Our journey through the EAF implementation is now over, but I would like to discuss briefly a couple of methods to bypass it. As declared by Microsoft, EAF wasn't meant as a definitive protection against unwanted access to the APIs addresses, but more as an obstacle for existing shellcodes.

One simple way to obtain such information, without any need to access the Export Table, is to use the Import Table instead. In particular, you can parse the Import Table of a DLL that is * importing * the desired API from kernel32.dll, or ntdll.dll and look for the OriginalFirstThunk and FirstThunk fields in the IMAGE_IMPORT_DESCRIPTOR structure. For example, User32.dll is loaded in almost every running process, and it imports both the LoadLibrary and GetProcAddress APIs, which are commonly used in shellcodes to get the addresses of other APIs.

Another method to bypass EAF is to use a specially crafted ROP gadget just to retrieve the AddressOfFunctions value.

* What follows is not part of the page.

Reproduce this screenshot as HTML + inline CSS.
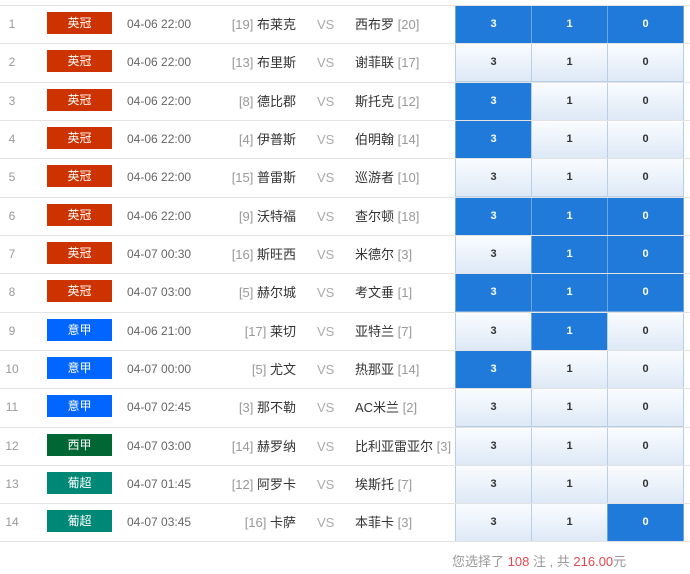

In this way, since you are reading the Export Table from a gadget that lies within an executable module, EMET won't detect anything suspicious and you can then find the addresses of all the needed APIs. Of course, EMET performs some security checks against ROP too, but since we need only one gadget it's not too difficult to find one that exploits the protection itself (or else, you may want to use a JOP gadget). For example, a shellcode may parse the Export Table of a module in order to find the pointer to the AddressOfFunctions field, put this pointer in the EAX register and then call a code gadget that does the following:

MOV       EAX, [EAX]
RET


This gadget is very short, it only requires three bytes of opcodes (8B 00 C3), so it should be very easy to find it inside most executable modules.

These are just two simple ideas that come to my mind, of course they are nothing new and surely you can find other ways to implement the trick. Moreover, these two methods assume that you already got rid of DEP and ASLR, which are the real pain when writing an exploit.

Note: the analysis was originally written in September 2013 for version 4.0, but it still holds for current version 4.1.